The best part of this game is seeing how Clementine develops throughout the series. The relationship between her and Lee was beautiful to see, but now that he’s gone, we only have her. Gone are the days where you’ll think of her as the little girl in the tree house and enter the sharp pre-teen who shoots zombies, saves lives, risks her own and even sews up a massive gash on her arm with nothing but a needle, some alcohol and slightly dirty bandages. It’s remarkable to see such a significant change in a character who was, for the most part, very innocent. And she’s not the only one. You’ll see an entire cast of incredible characters who just add so much to the game – then there’s Sarah (facepalm)…
Pretty much everything you loved and hated about the first season makes a return with some slight improvements. The QTEs are a little bit more elaborate, but not by a mile. Clementine can carry more than one item, though she rarely needs more than one at a time anyway. There aren’t as many puzzles this time round, but there are many more nerve-wrecking incidents and there’s plenty of sneaking around to balance it out. The visuals haven’t changed at all, and if they have changed, it certainly isn’t very noticeable. The war of words is back and better than ever, and seeing how Clem reacts to a situation is quite interesting – she can go from innocent, to bitchy and downright conniving depending on how you shape her.
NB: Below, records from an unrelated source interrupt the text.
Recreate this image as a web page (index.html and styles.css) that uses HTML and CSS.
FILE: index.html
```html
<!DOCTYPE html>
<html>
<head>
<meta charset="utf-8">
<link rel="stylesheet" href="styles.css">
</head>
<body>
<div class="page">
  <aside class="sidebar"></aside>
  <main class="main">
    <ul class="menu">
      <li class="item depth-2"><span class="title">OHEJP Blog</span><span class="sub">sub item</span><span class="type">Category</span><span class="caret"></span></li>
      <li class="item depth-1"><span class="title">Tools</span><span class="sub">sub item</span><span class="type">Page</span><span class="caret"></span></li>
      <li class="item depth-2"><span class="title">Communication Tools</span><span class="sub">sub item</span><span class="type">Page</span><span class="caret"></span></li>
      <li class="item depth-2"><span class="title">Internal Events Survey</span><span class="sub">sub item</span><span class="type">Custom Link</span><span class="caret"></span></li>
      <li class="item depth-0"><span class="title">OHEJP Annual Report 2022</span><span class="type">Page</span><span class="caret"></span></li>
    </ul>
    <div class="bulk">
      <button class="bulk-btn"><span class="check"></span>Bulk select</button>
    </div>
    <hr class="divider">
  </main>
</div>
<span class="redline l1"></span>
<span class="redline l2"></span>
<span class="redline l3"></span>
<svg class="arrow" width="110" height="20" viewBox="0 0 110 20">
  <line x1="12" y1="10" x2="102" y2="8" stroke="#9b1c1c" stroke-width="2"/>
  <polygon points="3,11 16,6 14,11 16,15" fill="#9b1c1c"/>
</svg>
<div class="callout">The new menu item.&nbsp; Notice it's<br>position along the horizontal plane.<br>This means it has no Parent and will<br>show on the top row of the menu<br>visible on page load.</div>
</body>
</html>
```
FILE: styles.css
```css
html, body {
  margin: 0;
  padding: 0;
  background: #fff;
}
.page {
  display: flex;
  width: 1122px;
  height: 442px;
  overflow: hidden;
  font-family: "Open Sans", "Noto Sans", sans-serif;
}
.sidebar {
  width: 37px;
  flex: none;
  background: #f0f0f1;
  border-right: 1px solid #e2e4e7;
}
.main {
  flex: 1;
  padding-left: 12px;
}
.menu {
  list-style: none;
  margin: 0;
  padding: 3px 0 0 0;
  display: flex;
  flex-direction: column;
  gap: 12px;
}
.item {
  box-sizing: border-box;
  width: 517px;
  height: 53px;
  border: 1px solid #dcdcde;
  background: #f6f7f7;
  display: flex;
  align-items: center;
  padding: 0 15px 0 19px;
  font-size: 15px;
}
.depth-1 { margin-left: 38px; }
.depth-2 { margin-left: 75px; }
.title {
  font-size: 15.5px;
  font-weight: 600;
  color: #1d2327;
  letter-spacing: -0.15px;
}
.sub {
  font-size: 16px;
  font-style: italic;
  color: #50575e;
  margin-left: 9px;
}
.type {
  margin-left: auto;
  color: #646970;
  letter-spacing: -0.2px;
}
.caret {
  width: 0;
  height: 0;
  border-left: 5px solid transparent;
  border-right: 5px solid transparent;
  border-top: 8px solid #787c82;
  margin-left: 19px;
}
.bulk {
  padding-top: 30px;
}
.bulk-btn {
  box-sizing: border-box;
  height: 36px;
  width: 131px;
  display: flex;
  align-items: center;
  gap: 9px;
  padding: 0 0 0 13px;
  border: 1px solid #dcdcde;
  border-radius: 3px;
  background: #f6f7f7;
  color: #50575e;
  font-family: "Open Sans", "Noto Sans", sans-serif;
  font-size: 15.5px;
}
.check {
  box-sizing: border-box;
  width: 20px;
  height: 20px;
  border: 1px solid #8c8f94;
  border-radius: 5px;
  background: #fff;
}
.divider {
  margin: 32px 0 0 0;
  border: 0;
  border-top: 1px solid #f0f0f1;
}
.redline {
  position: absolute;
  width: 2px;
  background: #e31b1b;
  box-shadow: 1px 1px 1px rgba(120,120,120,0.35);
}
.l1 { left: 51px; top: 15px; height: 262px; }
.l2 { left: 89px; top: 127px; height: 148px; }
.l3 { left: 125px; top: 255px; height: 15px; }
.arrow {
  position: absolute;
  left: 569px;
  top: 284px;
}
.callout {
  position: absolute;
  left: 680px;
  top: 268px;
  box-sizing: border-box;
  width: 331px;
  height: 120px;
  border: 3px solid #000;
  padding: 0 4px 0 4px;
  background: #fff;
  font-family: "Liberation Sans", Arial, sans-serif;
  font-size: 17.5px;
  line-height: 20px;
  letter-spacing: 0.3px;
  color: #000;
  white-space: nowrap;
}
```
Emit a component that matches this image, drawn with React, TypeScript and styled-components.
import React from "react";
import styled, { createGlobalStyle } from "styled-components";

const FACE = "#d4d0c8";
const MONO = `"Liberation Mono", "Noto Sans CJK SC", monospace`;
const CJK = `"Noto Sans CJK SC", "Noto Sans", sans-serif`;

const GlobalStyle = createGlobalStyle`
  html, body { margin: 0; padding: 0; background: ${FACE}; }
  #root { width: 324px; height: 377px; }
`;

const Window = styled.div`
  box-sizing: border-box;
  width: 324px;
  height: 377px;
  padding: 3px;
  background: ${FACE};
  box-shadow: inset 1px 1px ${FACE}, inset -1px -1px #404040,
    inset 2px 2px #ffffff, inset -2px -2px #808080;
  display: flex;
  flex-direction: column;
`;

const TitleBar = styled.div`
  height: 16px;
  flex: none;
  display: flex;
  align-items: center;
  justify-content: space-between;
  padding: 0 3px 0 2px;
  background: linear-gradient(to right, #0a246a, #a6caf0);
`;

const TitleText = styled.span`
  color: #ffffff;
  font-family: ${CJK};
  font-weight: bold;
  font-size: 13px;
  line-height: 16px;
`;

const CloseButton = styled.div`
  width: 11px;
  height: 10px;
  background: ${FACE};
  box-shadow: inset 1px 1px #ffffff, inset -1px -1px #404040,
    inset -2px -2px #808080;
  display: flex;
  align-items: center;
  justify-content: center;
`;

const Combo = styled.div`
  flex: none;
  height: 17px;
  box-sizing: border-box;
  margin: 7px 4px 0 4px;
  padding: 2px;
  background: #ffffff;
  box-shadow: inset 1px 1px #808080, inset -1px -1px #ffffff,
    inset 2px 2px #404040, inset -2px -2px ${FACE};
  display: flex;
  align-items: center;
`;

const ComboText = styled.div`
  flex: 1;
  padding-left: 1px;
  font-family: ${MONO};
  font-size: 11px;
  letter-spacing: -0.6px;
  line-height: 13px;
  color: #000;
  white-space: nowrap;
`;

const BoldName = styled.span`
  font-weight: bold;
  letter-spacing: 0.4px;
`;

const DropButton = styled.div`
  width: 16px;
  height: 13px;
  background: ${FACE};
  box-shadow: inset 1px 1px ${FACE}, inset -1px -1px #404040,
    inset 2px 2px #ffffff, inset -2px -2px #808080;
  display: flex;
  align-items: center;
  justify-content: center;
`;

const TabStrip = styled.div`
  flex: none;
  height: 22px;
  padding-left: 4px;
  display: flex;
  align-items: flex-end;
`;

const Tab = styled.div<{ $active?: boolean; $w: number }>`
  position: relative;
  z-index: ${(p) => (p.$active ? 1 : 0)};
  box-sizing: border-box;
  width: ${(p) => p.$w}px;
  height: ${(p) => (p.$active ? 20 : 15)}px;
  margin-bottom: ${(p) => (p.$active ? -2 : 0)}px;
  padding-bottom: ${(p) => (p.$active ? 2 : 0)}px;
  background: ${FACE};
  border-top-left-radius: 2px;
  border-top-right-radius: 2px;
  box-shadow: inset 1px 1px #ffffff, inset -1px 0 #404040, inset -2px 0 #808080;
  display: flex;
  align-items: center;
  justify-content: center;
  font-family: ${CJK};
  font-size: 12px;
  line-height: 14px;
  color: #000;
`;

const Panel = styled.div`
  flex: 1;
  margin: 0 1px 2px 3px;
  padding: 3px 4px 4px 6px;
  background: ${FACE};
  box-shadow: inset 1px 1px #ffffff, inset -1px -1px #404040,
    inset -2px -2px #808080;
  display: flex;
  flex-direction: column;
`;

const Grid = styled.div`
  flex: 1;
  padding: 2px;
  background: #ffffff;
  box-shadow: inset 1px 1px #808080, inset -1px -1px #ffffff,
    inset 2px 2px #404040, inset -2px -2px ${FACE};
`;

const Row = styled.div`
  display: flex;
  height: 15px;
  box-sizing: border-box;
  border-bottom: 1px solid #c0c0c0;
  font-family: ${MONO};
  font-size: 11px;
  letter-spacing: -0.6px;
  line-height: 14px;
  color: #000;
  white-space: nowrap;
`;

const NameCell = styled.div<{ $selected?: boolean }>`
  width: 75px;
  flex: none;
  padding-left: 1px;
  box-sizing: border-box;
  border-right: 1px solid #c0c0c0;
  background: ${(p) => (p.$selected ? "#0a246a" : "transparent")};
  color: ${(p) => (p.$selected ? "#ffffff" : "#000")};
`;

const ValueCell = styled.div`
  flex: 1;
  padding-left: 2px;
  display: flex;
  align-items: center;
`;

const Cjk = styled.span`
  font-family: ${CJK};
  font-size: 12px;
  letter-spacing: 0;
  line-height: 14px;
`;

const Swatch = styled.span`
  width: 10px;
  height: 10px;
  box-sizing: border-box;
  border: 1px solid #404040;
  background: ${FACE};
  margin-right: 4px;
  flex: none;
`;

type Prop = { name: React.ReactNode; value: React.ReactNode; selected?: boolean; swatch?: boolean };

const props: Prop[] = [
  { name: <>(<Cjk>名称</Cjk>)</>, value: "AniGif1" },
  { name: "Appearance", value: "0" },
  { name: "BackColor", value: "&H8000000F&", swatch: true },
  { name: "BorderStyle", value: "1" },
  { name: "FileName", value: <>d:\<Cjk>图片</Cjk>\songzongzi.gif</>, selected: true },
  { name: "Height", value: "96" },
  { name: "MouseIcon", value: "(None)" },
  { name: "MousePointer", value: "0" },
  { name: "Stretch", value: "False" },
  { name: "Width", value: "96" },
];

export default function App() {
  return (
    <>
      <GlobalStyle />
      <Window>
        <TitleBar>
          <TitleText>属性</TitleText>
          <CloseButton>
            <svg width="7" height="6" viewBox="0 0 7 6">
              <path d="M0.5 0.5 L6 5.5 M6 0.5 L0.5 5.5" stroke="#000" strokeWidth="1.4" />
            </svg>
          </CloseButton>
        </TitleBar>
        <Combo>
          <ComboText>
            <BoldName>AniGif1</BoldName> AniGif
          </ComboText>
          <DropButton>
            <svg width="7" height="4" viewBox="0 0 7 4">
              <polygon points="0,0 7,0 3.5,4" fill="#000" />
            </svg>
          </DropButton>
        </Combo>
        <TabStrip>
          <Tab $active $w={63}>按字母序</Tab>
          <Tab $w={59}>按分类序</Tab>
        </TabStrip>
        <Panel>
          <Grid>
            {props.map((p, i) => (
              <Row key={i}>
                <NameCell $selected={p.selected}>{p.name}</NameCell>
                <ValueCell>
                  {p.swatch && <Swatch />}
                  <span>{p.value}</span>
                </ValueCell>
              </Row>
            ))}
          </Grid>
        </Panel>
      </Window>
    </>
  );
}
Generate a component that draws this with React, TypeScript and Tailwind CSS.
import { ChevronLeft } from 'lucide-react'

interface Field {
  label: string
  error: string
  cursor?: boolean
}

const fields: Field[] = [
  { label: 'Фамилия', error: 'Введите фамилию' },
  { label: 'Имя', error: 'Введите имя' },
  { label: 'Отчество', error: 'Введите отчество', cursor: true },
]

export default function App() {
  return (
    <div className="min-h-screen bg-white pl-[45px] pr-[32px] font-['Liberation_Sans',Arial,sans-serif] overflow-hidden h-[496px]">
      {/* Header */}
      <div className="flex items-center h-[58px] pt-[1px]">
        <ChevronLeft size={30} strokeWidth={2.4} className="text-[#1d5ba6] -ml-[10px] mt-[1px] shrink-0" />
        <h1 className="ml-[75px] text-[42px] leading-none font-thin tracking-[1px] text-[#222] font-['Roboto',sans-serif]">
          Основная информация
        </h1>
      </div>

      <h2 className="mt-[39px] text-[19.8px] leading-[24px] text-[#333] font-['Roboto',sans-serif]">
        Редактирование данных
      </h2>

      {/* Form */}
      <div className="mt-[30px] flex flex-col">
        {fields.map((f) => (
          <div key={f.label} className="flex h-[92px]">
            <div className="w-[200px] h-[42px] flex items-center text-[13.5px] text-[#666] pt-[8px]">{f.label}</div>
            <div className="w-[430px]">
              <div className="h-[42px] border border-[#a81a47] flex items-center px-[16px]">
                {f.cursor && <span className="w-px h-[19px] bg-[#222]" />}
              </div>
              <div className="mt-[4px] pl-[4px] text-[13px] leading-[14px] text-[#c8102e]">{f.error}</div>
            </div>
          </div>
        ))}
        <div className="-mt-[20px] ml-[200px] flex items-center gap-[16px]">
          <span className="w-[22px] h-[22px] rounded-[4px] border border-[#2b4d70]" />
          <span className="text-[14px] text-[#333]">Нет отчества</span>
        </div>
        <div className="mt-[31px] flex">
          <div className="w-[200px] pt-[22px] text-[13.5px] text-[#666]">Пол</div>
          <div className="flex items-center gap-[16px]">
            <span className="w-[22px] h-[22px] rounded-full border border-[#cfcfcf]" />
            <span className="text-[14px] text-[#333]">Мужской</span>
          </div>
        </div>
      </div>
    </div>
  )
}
It’s not all sparkles and glitter though. Many of the issues I had are back. The glitchy cutscenes aren’t as frequent, but they’re there. The framerate drops quite a bit, especially in the later episodes it seems. All the characters do this weird eye-popping thing, like they’re shocked all the time – it’s small but very odd. Their movements are also very lifeless and doll-like, which is something Telltale really needs to look at in the next season. There’s a lot of loading screens and the game pauses every now and then to load, which breaks your momentum, but since the game is good I can let this one go. However, there is one issue that I just can’t let go of. While the voice acting is very good in general, Clementine’s is very bad. Considering that she’s the protagonist of the story, it pains me to hear her speak. The dialogue is great but the speech is terribly stilted. The female computer voice that tells me my train is cancelled sounds better than poor Clemmy. Another thing that was a bit disappointing was the integration of the 400 Day DLC. The only characters that plays an actual role in S2 are Bonnie and Tavia. The other characters make really minor cameo appearances in the game, and make no significant impact whatsoever.
Having said that, watching what unfolds over the five episodes (which you no longer have to wait for) is gut-wrenching. Each episode has at least one gasp scene and it’s usually something you won’t expect. There’s a fair amount of surprises for those who’ve played the first season, including the return of an former group member who was thought to be dead – I never liked this person in the first season so I was equally shocked and annoyed. Altogether you’re looking at a stellar second season that can stand on its own. It’s not as emotional as the first season, but it takes a deeper look into what it’s like to be a young girl fighting for her own survival. It doesn’t end with a shocker of a cliffhanger, but what does happen will nag on your mind until season three is released.